Szkolenia i co dalej?

A

Altus

Gość
Interesuje mnie czy wiele osób zostało wysłanych na szkolenia związane wyłącznie z wykonywaniem czynności specyficznych dla referatu, w którym pracuje a następnie zostały przeniesione do innego referatu?. Czy przy kierowaniu na szkolenia nie mieliście odczucia, że padło na Was ponieważ nie jesteście ulubieńcami przełożonych?. Jestem ciekawy czy naszych wodzów rozlicza ktoś z bezsensownie wydanych pieniędzy i czy polityka kadrowa w naszej Izbie to kumoterstwo ( swojego nie męczyć) czy też osobliwie przemyślana strategia?. 8)
 
Hmmm nie podziele sie swoja opinia poniewaz dopiero zaczynam. Martwi mnie to, ze czytam kolejny post w ktorym obnazane sa nieprawidlowosci w IC. CZy w tej robocie nie ma pozytywów?

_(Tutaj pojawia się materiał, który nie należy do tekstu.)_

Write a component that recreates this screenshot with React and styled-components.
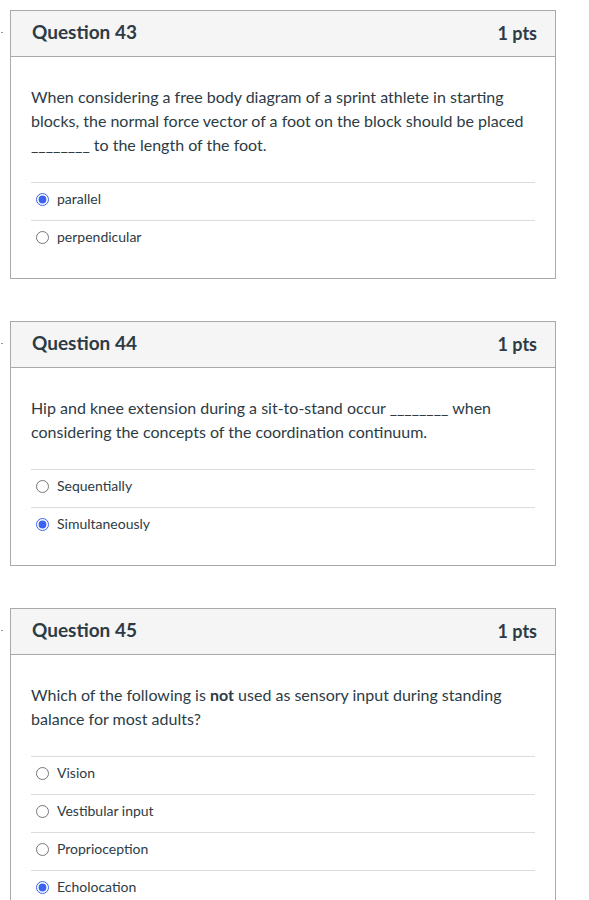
import React from "react";
import styled, { createGlobalStyle } from "styled-components";

const Global = createGlobalStyle`
  html, body { margin: 0; padding: 0; background: #fff; }
  body { font-family: Lato, "Open Sans", "Liberation Sans", sans-serif; color: #2d3b45; }
`;

const Page = styled.div`
  padding: 10px 0 0 10px;
  display: flex;
  flex-direction: column;
  gap: 42px;
`;

const Card = styled.section`
  position: relative;
  width: 544px;
  border: 1px solid #a9a9a9;
  background: #fff;
`;

const Marker = styled.span`
  position: absolute;
  left: -10px;
  top: 21px;
  width: 2px;
  height: 1px;
  background: #8a9aa8;
`;

const Header = styled.header`
  box-sizing: border-box;
  height: 46px;
  border-bottom: 1px solid #a9a9a9;
  background: #f5f5f5;
  display: flex;
  align-items: center;
  justify-content: space-between;
  padding: 0 18px 4px 21px;
`;

const Title = styled.h2`
  margin: 0;
  font-size: 19px;
  font-weight: 700;
  color: #2d3b45;
`;

const Points = styled.span`
  font-size: 18px;
  font-weight: 700;
  color: #2d3b45;
  margin-top: 2px;
`;

const Body = styled.div`
  padding: 28px 20px 20px 20px;
`;

const Text = styled.p`
  margin: 0 0 25px 0;
  font-size: 16px;
  line-height: 24px;
  color: #2d3b45;
`;

const Answers = styled.div`
  display: flex;
  flex-direction: column;
`;

const Answer = styled.label`
  border-top: 1px solid #dcdcdc;
  display: flex;
  align-items: center;
  gap: 8px;
  font-size: 14px;
  color: #2d3b45;
  padding-bottom: 6px;
  box-sizing: border-box;
  height: 38px;
`;

const Radio = styled.input`
  margin: 2px 0 0 5px;
  width: 13px;
  height: 13px;
  accent-color: #3b63f0;
`;

const questions = [
  {
    n: 43,
    text: (
      <>
        When considering a free body diagram of a sprint athlete in starting blocks, the normal
        force vector of a foot on the block should be placed ________ to the length of the foot.
      </>
    ),
    answers: ["parallel", "perpendicular"],
    selected: 0,
  },
  {
    n: 44,
    text: (
      <>
        Hip and knee extension during a sit-to-stand occur ________ when considering the
        concepts of the coordination continuum.
      </>
    ),
    answers: ["Sequentially", "Simultaneously"],
    selected: 1,
  },
  {
    n: 45,
    text: (
      <>
        Which of the following is <strong>not</strong> used as sensory input during standing
        balance for most adults?
      </>
    ),
    answers: ["Vision", "Vestibular input", "Proprioception", "Echolocation"],
    selected: 3,
  },
];

export default function App() {
  return (
    <>
      <Global />
      <Page>
        {questions.map((q) => (
          <Card key={q.n}>
            <Marker />
            <Header>
              <Title>Question {q.n}</Title>
              <Points>1 pts</Points>
            </Header>
            <Body>
              <Text>{q.text}</Text>
              <Answers>
                {q.answers.map((a, i) => (
                  <Answer key={a}>
                    <Radio
                      type="radio"
                      name={`q${q.n}`}
                      checked={i === q.selected}
                      readOnly
                    />
                    {a}
                  </Answer>
                ))}
              </Answers>
            </Body>
          </Card>
        ))}
      </Page>
    </>
  );
}
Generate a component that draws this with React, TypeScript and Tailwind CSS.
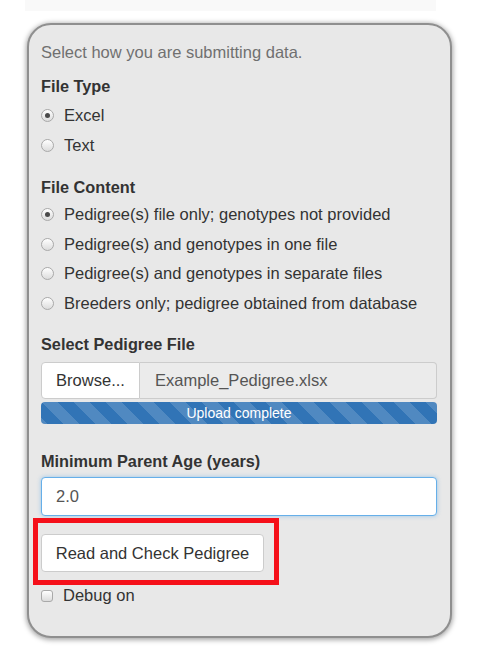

Czy pakuje sie w bagno? heh :roll:
 
Jest 5 opcji (od najczęściej do najrzadziej spotykanych):

1. Pracujesz w systemie zmianowym to masz szkolenie zawsze w dzień wolny (prawdopodobnie wszyscy starsi pracownicy już się wyłgali a Tobie mówią żebyś się cieszył, że w ogóle chcą akurat Ciebie szkolić). Jak pokażesz np. bilet do egiptu to na szkolenie jedzie ktoś niżej na drabince od Ciebie.

2. Jedzie jakiś naczelnik/kierownik/koordynator to jako drugi jedzie ten co go swoim samochodem zawiezie.

3. Wszyscy już byli na tym "arcy ciekawym i związanym z właśnie wykonywaną pracą" szkoleniu i tylko Ty pozostałeś.

4. Na szkolenie typowano na "chybił trafił".

5. Szkolenie obejmuje Twoje zainteresowania i poprosiłeś z czekoladą/kawą/wódką/itp. o to szkolenie.

---------------------------------------------------------------------

Aneks:

a) Opcje 1-4 ja znam i sam przeszedłem.

b) Istnienie opcji numer 5 ma charakter hipotetyczny.

c) W opcję numer 4 można wrzucić taki powód wyjazdu na szkolenie jeżeli nie znamy powodu.

----------------------------------------------------------------------
 
Nie ma to jak sensowne urozmaicanie czasu wolnego... Jezeli tak to ma wygladac to chyba dlugo tam miejsca nie zagrzeje.
 
Ah... patrz także - szkolenie Kuźnica/Bobrowniki w dniu wolnym. Jak choćby cudowne i niezwykle wymagające szkolenie z ECS, te które trwało z zegarkiem w ręku (minus rozmowy przez telefon które prowadził w trakcie szkolenia szkolący) jakieś... 20 minut?

Trasa Białystok - Kuźnica/Bobrowniki to 50-60 km - zapłacone z własnej kieszeni. Spędzić tam za to TYLKO "pasjonujące" 20 minut czasu... drażniące. Usłyszeć "a to ciekawe pytanie" od szkolącego i nie uzyskać odpowiedzi - bezcenne.